Perché? Come potrebbe la dura logica dell’evoluzione produrre tali risultati? Questo è il soggetto di un acceso dibattito. Una scuola di pensiero sostiene che l’altruismo è una risposta logica al vivere in piccoli gruppi di persone strettamente imparentate, e l’evoluzione non è riuscita a mettersi al passo con il fatto che ora viviamo in grandi gruppi, per lo più composti da estranei.
Un’altra sostiene che i grandi gruppi che contengono un alto numero di altruisti saranno più competitivi dei grandi gruppi che contengono un alto numero di egoisti. Una terza ipotesi insiste sul fatto che una tendenza alla collaborazione migliora la propria sopravvivenza, indipendentemente dal gruppo in cui ci si trova. Qualunque sia il meccanismo, il risultato dovrebbe essere un motivo di celebrazione.
Perché dunque conserviamo una visione così scarsa della natura umana? In parte, forse, per ragioni storiche. Filosofi da Hobbes a Rousseau, da Malthus a Schopenhauer, la cui comprensione dell’evoluzione umana era limitata al Libro della Genesi, hanno prodotto resoconti persuasivi, influenti e catastroficamente errati dello “stato di natura” (le nostre caratteristiche innate e ancestrali). Le loro speculazioni su questo argomento avrebbero dovuto essere parcheggiate da tempo su uno scaffale alto con la scritta “curiosità storiche”. Ma in qualche modo sembrano ancora esercitare una presa sulle nostre menti.
Un altro problema è che – quasi per definizione – molti di coloro che dominano la vita pubblica hanno una particolare fissazione per la fama, il denaro e il potere. Il loro estremo egocentrismo li colloca in una piccola minoranza, ma, poiché li vediamo ovunque, assumiamo che siano rappresentativi dell’umanità.

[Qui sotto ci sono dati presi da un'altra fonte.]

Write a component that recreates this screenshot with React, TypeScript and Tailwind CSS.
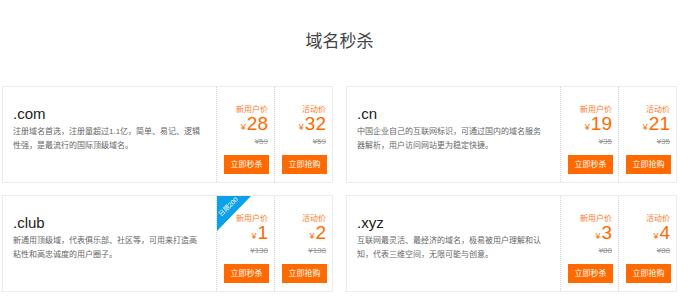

I media adorano la ricchezza e il potere, e a volte lanciano attacchi furiosi alle persone che si comportano altruisticamente. Sul Daily Mail del mese scorso, Richard Littlejohn ha descritto la decisione di Yvette Cooper di aprire la sua casa ai rifugiati come la prova che “l’emozione rumorosa ha sostituito l’intelligenza tranquilla” (l’intelligenza tranquilla è una delle sue qualità distintive). “È tutta una questione di opportunismo politico e di ostentazione umanitaria”, ha teorizzato, prima di vantarsi che non gliene frega niente della sofferenza delle persone che fuggono dalla Siria. Noto con interesse la piattaforma data a persone che parlano e scrivono come se fossero psicopatici.

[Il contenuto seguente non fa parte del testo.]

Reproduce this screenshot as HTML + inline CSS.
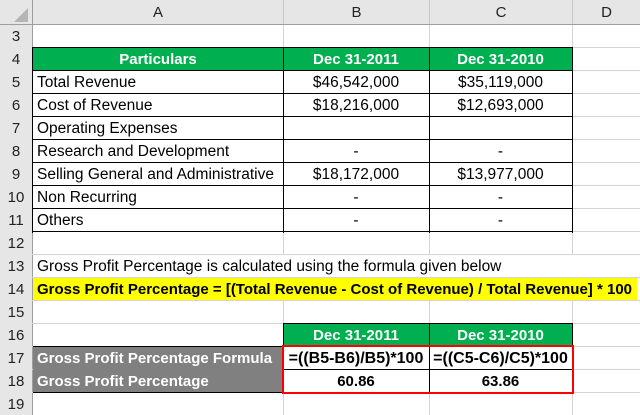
<!DOCTYPE html>
<html style="height:415px;overflow:hidden"><head><style>
body{margin:0;width:640px;height:415px;overflow:hidden;background:#fff;font-family:"Liberation Sans",Arial,sans-serif;font-size:15.5px;position:relative}
div{position:absolute;box-sizing:border-box}
.vl{width:1px;background:#d4d4d4;top:0;height:415px}
.hl{height:1px;background:#d4d4d4;left:0;width:640px}
.rh{left:0;width:32px;height:23px;background:#e6e6e6;text-align:center;line-height:23px;color:#222;font-size:15px}
.ch{top:0;height:24px;background:#e6e6e6;text-align:center;line-height:25px;color:#222;font-size:15px}
.c{height:23px;line-height:23px;white-space:nowrap;color:#000}
.b{font-weight:bold;font-size:15px}
.ctr{text-align:center}
.g{background:#00b050;color:#fff;font-weight:bold;text-align:center;font-size:15px}
.k{background:#000}
</style></head><body>
<div class="ch" style="left:0;width:32px"></div>
<div style="left:14px;top:8px;width:0;height:0;border-left:14px solid transparent;border-bottom:14px solid #b5b5b5"></div>
<div class="ch" style="left:33px;width:250px">A</div>
<div class="ch" style="left:284px;width:145px">B</div>
<div class="ch" style="left:430px;width:142px">C</div>
<div class="ch" style="left:573px;width:67px">D</div>
<div style="left:0;top:24px;width:640px;height:1px;background:#9e9e9e"></div>
<div style="left:32px;top:0;width:1px;height:415px;background:#9e9e9e"></div>
<div class="vl" style="left:283px;top:0;height:24px;background:#c8c8c8"></div>
<div class="vl" style="left:429px;top:0;height:24px;background:#c8c8c8"></div>
<div class="vl" style="left:572px;top:0;height:24px;background:#c8c8c8"></div>

<div class="vl" style="left:283px;top:25px;height:390px"></div>
<div class="vl" style="left:429px;top:25px;height:390px"></div>
<div class="vl" style="left:572px;top:25px;height:390px"></div>
<div class="hl" style="top:47px"></div><div class="hl" style="top:70px"></div><div class="hl" style="top:93px"></div><div class="hl" style="top:116px"></div><div class="hl" style="top:139px"></div><div class="hl" style="top:162px"></div><div class="hl" style="top:185px"></div><div class="hl" style="top:208px"></div><div class="hl" style="top:231px"></div><div class="hl" style="top:254px"></div><div class="hl" style="top:277px"></div><div class="hl" style="top:300px"></div><div class="hl" style="top:323px"></div><div class="hl" style="top:346px"></div><div class="hl" style="top:369px"></div><div class="hl" style="top:392px"></div>

<div class="rh" style="top:25px">3</div><div class="rh" style="top:48px">4</div><div class="rh" style="top:71px">5</div><div class="rh" style="top:94px">6</div><div class="rh" style="top:117px">7</div><div class="rh" style="top:140px">8</div><div class="rh" style="top:163px">9</div><div class="rh" style="top:186px">10</div><div class="rh" style="top:209px">11</div><div class="rh" style="top:232px">12</div><div class="rh" style="top:255px">13</div><div class="rh" style="top:278px">14</div><div class="rh" style="top:301px">15</div><div class="rh" style="top:324px">16</div><div class="rh" style="top:347px">17</div><div class="rh" style="top:370px">18</div><div class="rh" style="top:393px;height:22px">19</div>

<div style="left:33px;top:48px;width:540px;height:185px;background:#fff"></div>
<div class="c g" style="left:33px;top:48px;width:540px;height:23px"></div>
<div class="c g" style="left:33px;top:48px;width:250px">Particulars</div>
<div class="c g" style="left:283px;top:48px;width:146px">Dec 31-2011</div>
<div class="c g" style="left:429px;top:48px;width:143px">Dec 31-2010</div>
<div class="c" style="left:37px;top:71px">Total Revenue</div>
<div class="c" style="left:37px;top:94px">Cost of Revenue</div>
<div class="c" style="left:37px;top:117px">Operating Expenses</div>
<div class="c" style="left:37px;top:140px">Research and Development</div>
<div class="c" style="left:37px;top:163px">Selling General and Administrative</div>
<div class="c" style="left:37px;top:186px">Non Recurring</div>
<div class="c" style="left:37px;top:209px">Others</div>
<div class="c ctr" style="left:283px;top:71px;width:146px">$46,542,000</div>
<div class="c ctr" style="left:429px;top:71px;width:143px">$35,119,000</div>
<div class="c ctr" style="left:283px;top:94px;width:146px">$18,216,000</div>
<div class="c ctr" style="left:429px;top:94px;width:143px">$12,693,000</div>
<div class="c ctr" style="left:283px;top:140px;width:146px">-</div>
<div class="c ctr" style="left:429px;top:140px;width:143px">-</div>
<div class="c ctr" style="left:283px;top:163px;width:146px">$18,172,000</div>
<div class="c ctr" style="left:429px;top:163px;width:143px">$13,977,000</div>
<div class="c ctr" style="left:283px;top:186px;width:146px">-</div>
<div class="c ctr" style="left:429px;top:186px;width:143px">-</div>
<div class="c ctr" style="left:283px;top:209px;width:146px">-</div>
<div class="c ctr" style="left:429px;top:209px;width:143px">-</div>
<div class="k" style="left:32px;top:47px;width:1px;height:186px"></div>
<div class="k" style="left:283px;top:47px;width:1px;height:186px"></div>
<div class="k" style="left:429px;top:47px;width:1px;height:186px"></div>
<div class="k" style="left:572px;top:47px;width:1px;height:186px"></div>
<div class="k" style="left:32px;top:47px;width:541px;height:1px"></div>
<div class="k" style="left:32px;top:70px;width:541px;height:1px"></div>
<div class="k" style="left:32px;top:93px;width:541px;height:1px"></div>
<div class="k" style="left:32px;top:116px;width:541px;height:1px"></div>
<div class="k" style="left:32px;top:139px;width:541px;height:1px"></div>
<div class="k" style="left:32px;top:162px;width:541px;height:1px"></div>
<div class="k" style="left:32px;top:185px;width:541px;height:1px"></div>
<div class="k" style="left:32px;top:208px;width:541px;height:1px"></div>
<div class="k" style="left:32px;top:231px;width:541px;height:1px"></div>

<div style="left:33px;top:255px;width:560px;height:22px;background:#fff"></div>
<div class="c" style="left:37px;top:255px">Gross Profit Percentage is calculated using the formula given below</div>
<div style="left:33px;top:278px;width:604px;height:22px;background:#ffff00"></div>
<div class="c b" style="left:37px;top:278px">Gross Profit Percentage = [(Total Revenue - Cost of Revenue) / Total Revenue] * 100</div>

<div class="c g" style="left:283px;top:324px;width:146px">Dec 31-2011</div>
<div class="c g" style="left:429px;top:324px;width:143px">Dec 31-2010</div>
<div style="left:33px;top:347px;width:250px;height:46px;background:#808080"></div>
<div class="c b" style="left:37px;top:347px;color:#fff">Gross Profit Percentage Formula</div>
<div class="c b" style="left:37px;top:370px;color:#fff">Gross Profit Percentage</div>
<div style="left:283px;top:347px;width:290px;height:46px;background:#fff"></div>
<div class="c b ctr" style="left:283px;top:347px;width:146px;font-size:16px">=((B5-B6)/B5)*100</div>
<div class="c b ctr" style="left:429px;top:347px;width:143px;font-size:16px">=((C5-C6)/C5)*100</div>
<div class="c b ctr" style="left:283px;top:370px;width:146px">60.86</div>
<div class="c b ctr" style="left:429px;top:370px;width:143px">63.86</div>
<div class="k" style="left:283px;top:323px;width:290px;height:1px"></div>
<div class="k" style="left:283px;top:323px;width:1px;height:24px"></div>
<div class="k" style="left:429px;top:323px;width:1px;height:70px"></div>
<div class="k" style="left:572px;top:323px;width:1px;height:24px"></div>
<div class="k" style="left:33px;top:346px;width:540px;height:1px"></div>
<div class="k" style="left:283px;top:369px;width:290px;height:1px"></div>
<div class="k" style="left:33px;top:392px;width:250px;height:1px"></div>
<div style="left:282px;top:345px;width:292px;height:49px;border:2px solid #ff0000"></div>
</body></html>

Gli effetti di un indebito pessimismo sulla natura umana sono epocali. Come rivelano il sondaggio e le interviste della fondazione, coloro che hanno la visione più cupa dell’umanità sono i meno propensi a votare. Che senso ha, ragionano, se tutti gli altri votano solo per i loro interessi egoistici? È interessante, e allarmante per le persone della mia persuasione politica, scoprire anche che i liberali tendono a possedere una visione più debole delle altre persone rispetto ai conservatori. Volete far crescere l’elettorato? Volete che la politica progressista fiorisca? Allora spargete la voce che le altre persone sono ampiamente ben intenzionate.
La misantropia concede un lasciapassare alla minoranza avida e assetata di potere che tende a dominare i nostri sistemi politici. Se solo sapessimo quanto sono insoliti, potremmo essere più inclini a evitarli e a cercare leader migliori. Ciò contribuisce al vero pericolo che affrontiamo: non un generale egoismo, ma una generale passività. Miliardi di persone rispettabili fanno silenzio e scuotono la testa mentre il mondo brucia, immobilizzati dalla convinzione che nessun altro si preoccupa.
Non siete soli. Il mondo è con voi, anche se non ha trovato la sua voce.